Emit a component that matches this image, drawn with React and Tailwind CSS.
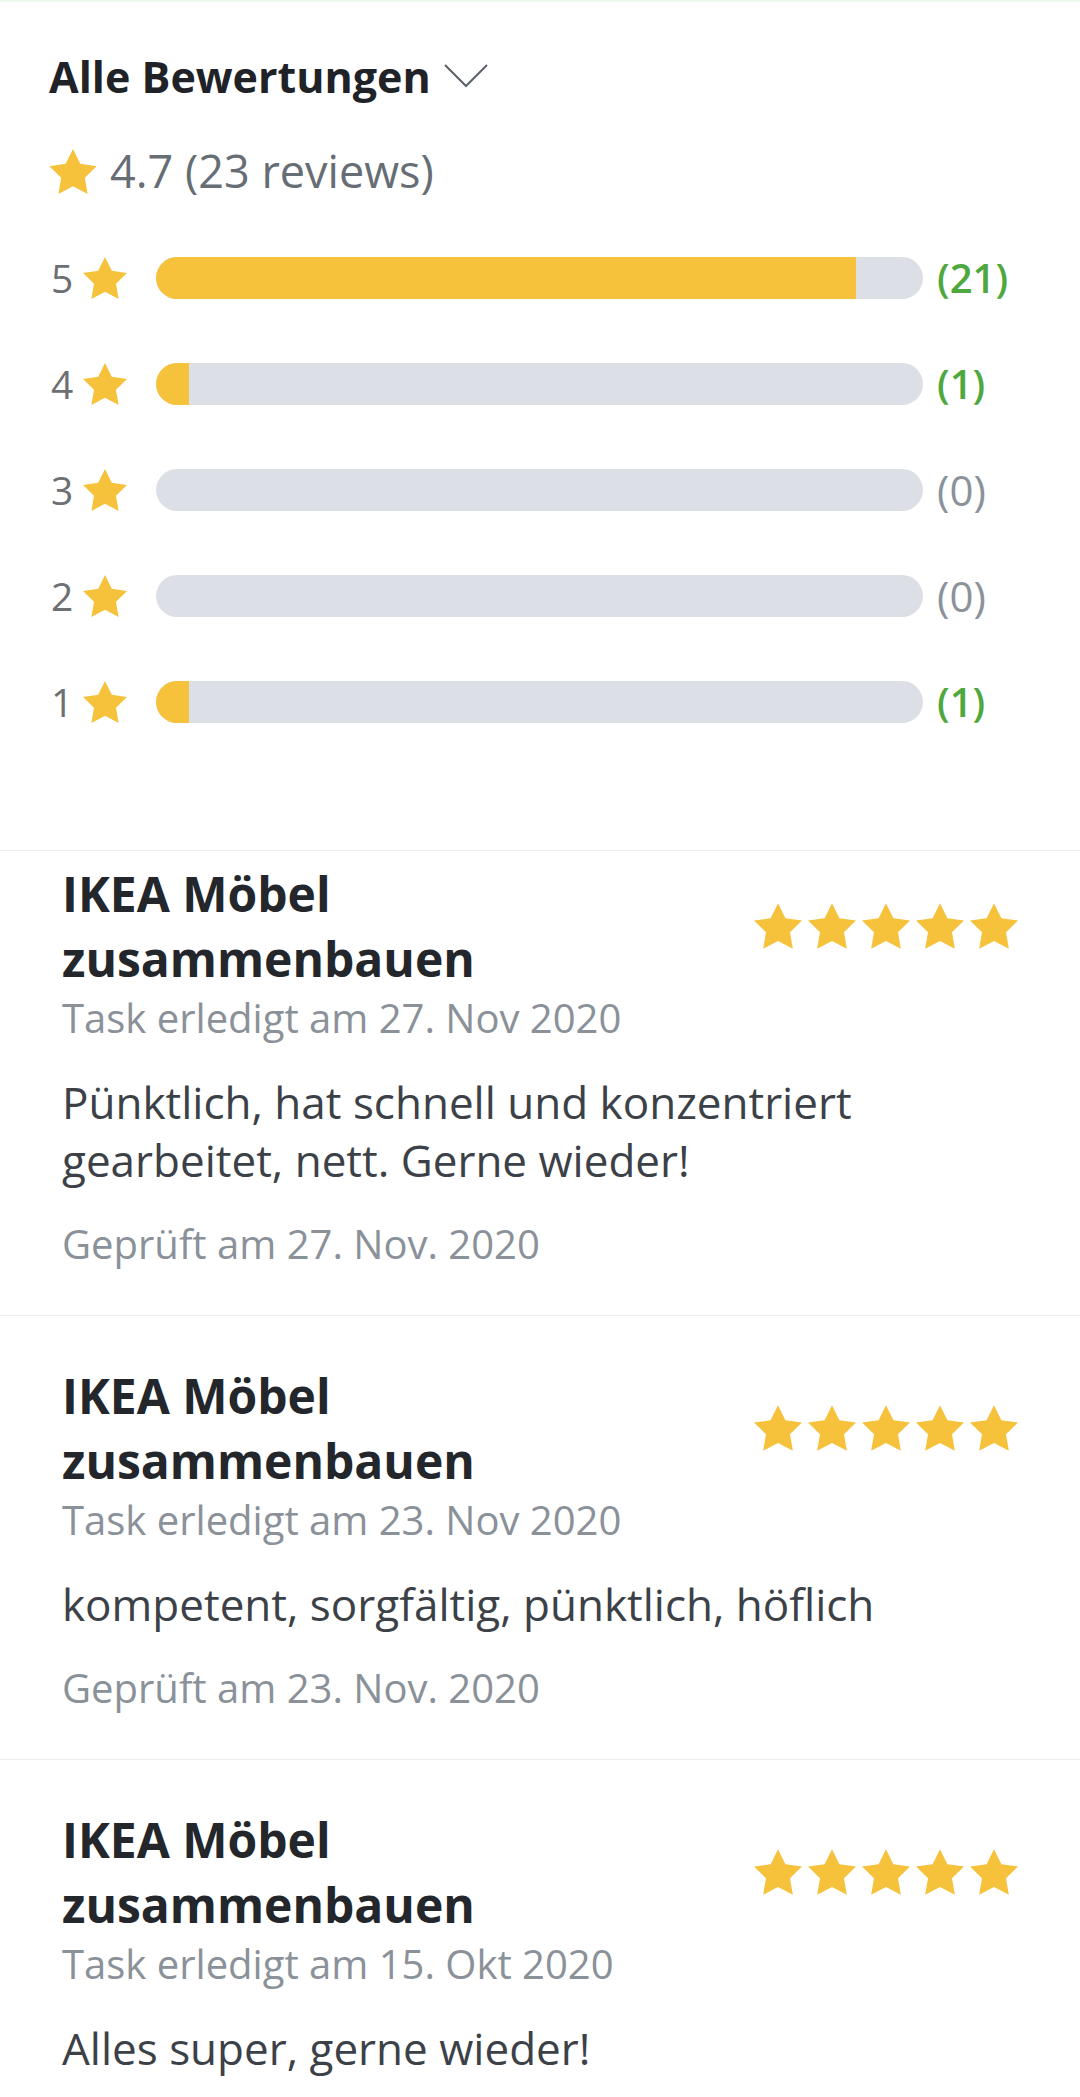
const STAR = 'M12 2l3.09 6.26L22 9.27l-5 4.87 1.18 6.88L12 17.77l-6.18 3.25L7 14.14 2 9.27l6.91-1.01L12 2z'

const BARS = [
  { n: 5, count: 21 },
  { n: 4, count: 1 },
  { n: 3, count: 0 },
  { n: 2, count: 0 },
  { n: 1, count: 1 },
]
const TOTAL = 23

const REVIEWS = [
  {
    title: 'IKEA Möbel zusammenbauen',
    done: 'Task erledigt am 27. Nov 2020',
    text: 'Pünktlich, hat schnell und konzentriert gearbeitet, nett. Gerne wieder!',
    checked: 'Geprüft am 27. Nov. 2020',
  },
  {
    title: 'IKEA Möbel zusammenbauen',
    done: 'Task erledigt am 23. Nov 2020',
    text: 'kompetent, sorgfältig, pünktlich, höflich',
    checked: 'Geprüft am 23. Nov. 2020',
  },
  {
    title: 'IKEA Möbel zusammenbauen',
    done: 'Task erledigt am 15. Okt 2020',
    text: 'Alles super, gerne wieder!',
  },
]

function Star({ className }) {
  return (
    <svg viewBox="2 2 20 19.02" className={className}>
      <path d={STAR} fill="#f6c23c" />
    </svg>
  )
}

function FiveStars() {
  return (
    <svg viewBox="0 0 110 19.02" className="w-[264px] h-[46px] shrink-0">
      {[0, 1, 2, 3, 4].map(i => (
        <path key={i} d={STAR} fill="#f6c23c" transform={`translate(${i * 22.5 - 2} -2)`} />
      ))}
    </svg>
  )
}

function Review({ r, first }) {
  return (
    <div className={`border-t border-[#ececec] px-[62px] ${first ? 'pt-[10px]' : 'pt-[47px]'} pb-[47px]`}>
      <div className="flex items-center justify-between">
        <h3 className="text-[48px] leading-[65px] font-bold text-[#23272c] w-[480px]">{r.title}</h3>
        <FiveStars />
      </div>
      <p className="mt-[3px] text-[40px] leading-[48px] text-[#8a9199]">{r.done}</p>
      <p className="mt-[31px] text-[44px] leading-[58px] text-[#3c4148]">{r.text}</p>
      {r.checked && (
        <p className="mt-[31px] text-[40px] leading-[48px] text-[#8a9199]">{r.checked}</p>
      )}
    </div>
  )
}

export default function App() {
  return (
    <div className="w-[1080px] min-h-[2097px] bg-white border-t-2 border-[#eef8ea] font-['Open_Sans','Liberation_Sans',sans-serif] overflow-hidden">
      {/* Summary */}
      <div className="px-[49px] pt-[51px] pb-[127px]">
        <div className="flex items-center h-[48px]">
          <h2 className="text-[43px] font-bold text-[#1f2328] leading-[48px]">Alle Bewertungen</h2>
          <svg viewBox="0 0 44 24" className="w-[44px] h-[24px] ml-[13px] mt-[-2px]" fill="none" stroke="#5b6068" strokeWidth="2">
            <path d="M1 1l21 21L43 1" />
          </svg>
        </div>

        <div className="flex items-center mt-[46px] h-[48px]">
          <Star className="w-[48px] h-[45px]" />
          <span className="ml-[13px] text-[45px] leading-[48px] text-[#676d75]">4.7 (23 reviews)</span>
        </div>

        <div className="mt-[62px] flex flex-col gap-[64px]">
          {BARS.map(b => (
            <div key={b.n} className="flex items-center h-[42px]">
              <span className="w-[22px] ml-[2px] text-[39px] leading-[42px] text-[#6d6f73]">{b.n}</span>
              <Star className="ml-[10px] w-[44px] h-[42px]" />
              <div className="ml-[29px] w-[767px] h-[42px] rounded-full bg-[#dcdfe5] overflow-hidden">
                <div className="h-full bg-[#f6c23c]" style={{ width: `${(b.count / TOTAL) * 100}%` }} />
              </div>
              <span className={`ml-[14px] leading-[42px] ${b.count > 0 ? 'text-[40px] text-[#4fa83d] font-semibold' : 'text-[42px] text-[#8b929a] font-medium'}`}>
                ({b.count})
              </span>
            </div>
          ))}
        </div>
      </div>

      {/* Reviews */}
      {REVIEWS.map((r, i) => (
        <Review key={i} r={r} first={i === 0} />
      ))}
    </div>
  )
}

++++++++

Brief:
Omit any images, then output the listing exactly.

Correct output:
Emit a component that matches this image, drawn with React and Tailwind CSS.
const STAR = 'M12 2l3.09 6.26L22 9.27l-5 4.87 1.18 6.88L12 17.77l-6.18 3.25L7 14.14 2 9.27l6.91-1.01L12 2z'

const BARS = [
  { n: 5, count: 21 },
  { n: 4, count: 1 },
  { n: 3, count: 0 },
  { n: 2, count: 0 },
  { n: 1, count: 1 },
]
const TOTAL = 23

const REVIEWS = [
  {
    title: 'IKEA Möbel zusammenbauen',
    done: 'Task erledigt am 27. Nov 2020',
    text: 'Pünktlich, hat schnell und konzentriert gearbeitet, nett. Gerne wieder!',
    checked: 'Geprüft am 27. Nov. 2020',
  },
  {
    title: 'IKEA Möbel zusammenbauen',
    done: 'Task erledigt am 23. Nov 2020',
    text: 'kompetent, sorgfältig, pünktlich, höflich',
    checked: 'Geprüft am 23. Nov. 2020',
  },
  {
    title: 'IKEA Möbel zusammenbauen',
    done: 'Task erledigt am 15. Okt 2020',
    text: 'Alles super, gerne wieder!',
  },
]

function Star({ className }) {
  return (
    <svg viewBox="2 2 20 19.02" className={className}>
      <path d={STAR} fill="#f6c23c" />
    </svg>
  )
}

function FiveStars() {
  return (
    <svg viewBox="0 0 110 19.02" className="w-[264px] h-[46px] shrink-0">
      {[0, 1, 2, 3, 4].map(i => (
        <path key={i} d={STAR} fill="#f6c23c" transform={`translate(${i * 22.5 - 2} -2)`} />
      ))}
    </svg>
  )
}

function Review({ r, first }) {
  return (
    <div className={`border-t border-[#ececec] px-[62px] ${first ? 'pt-[10px]' : 'pt-[47px]'} pb-[47px]`}>
      <div className="flex items-center justify-between">
        <h3 className="text-[48px] leading-[65px] font-bold text-[#23272c] w-[480px]">{r.title}</h3>
        <FiveStars />
      </div>
      <p className="mt-[3px] text-[40px] leading-[48px] text-[#8a9199]">{r.done}</p>
      <p className="mt-[31px] text-[44px] leading-[58px] text-[#3c4148]">{r.text}</p>
      {r.checked && (
        <p className="mt-[31px] text-[40px] leading-[48px] text-[#8a9199]">{r.checked}</p>
      )}
    </div>
  )
}

export default function App() {
  return (
    <div className="w-[1080px] min-h-[2097px] bg-white border-t-2 border-[#eef8ea] font-['Open_Sans','Liberation_Sans',sans-serif] overflow-hidden">
      {/* Summary */}
      <div className="px-[49px] pt-[51px] pb-[127px]">
        <div className="flex items-center h-[48px]">
          <h2 className="text-[43px] font-bold text-[#1f2328] leading-[48px]">Alle Bewertungen</h2>
          <svg viewBox="0 0 44 24" className="w-[44px] h-[24px] ml-[13px] mt-[-2px]" fill="none" stroke="#5b6068" strokeWidth="2">
            <path d="M1 1l21 21L43 1" />
          </svg>
        </div>

        <div className="flex items-center mt-[46px] h-[48px]">
          <Star className="w-[48px] h-[45px]" />
          <span className="ml-[13px] text-[45px] leading-[48px] text-[#676d75]">4.7 (23 reviews)</span>
        </div>

        <div className="mt-[62px] flex flex-col gap-[64px]">
          {BARS.map(b => (
            <div key={b.n} className="flex items-center h-[42px]">
              <span className="w-[22px] ml-[2px] text-[39px] leading-[42px] text-[#6d6f73]">{b.n}</span>
              <Star className="ml-[10px] w-[44px] h-[42px]" />
              <div className="ml-[29px] w-[767px] h-[42px] rounded-full bg-[#dcdfe5] overflow-hidden">
                <div className="h-full bg-[#f6c23c]" style={{ width: `${(b.count / TOTAL) * 100}%` }} />
              </div>
              <span className={`ml-[14px] leading-[42px] ${b.count > 0 ? 'text-[40px] text-[#4fa83d] font-semibold' : 'text-[42px] text-[#8b929a] font-medium'}`}>
                ({b.count})
              </span>
            </div>
          ))}
        </div>
      </div>

      {/* Reviews */}
      {REVIEWS.map((r, i) => (
        <Review key={i} r={r} first={i === 0} />
      ))}
    </div>
  )
}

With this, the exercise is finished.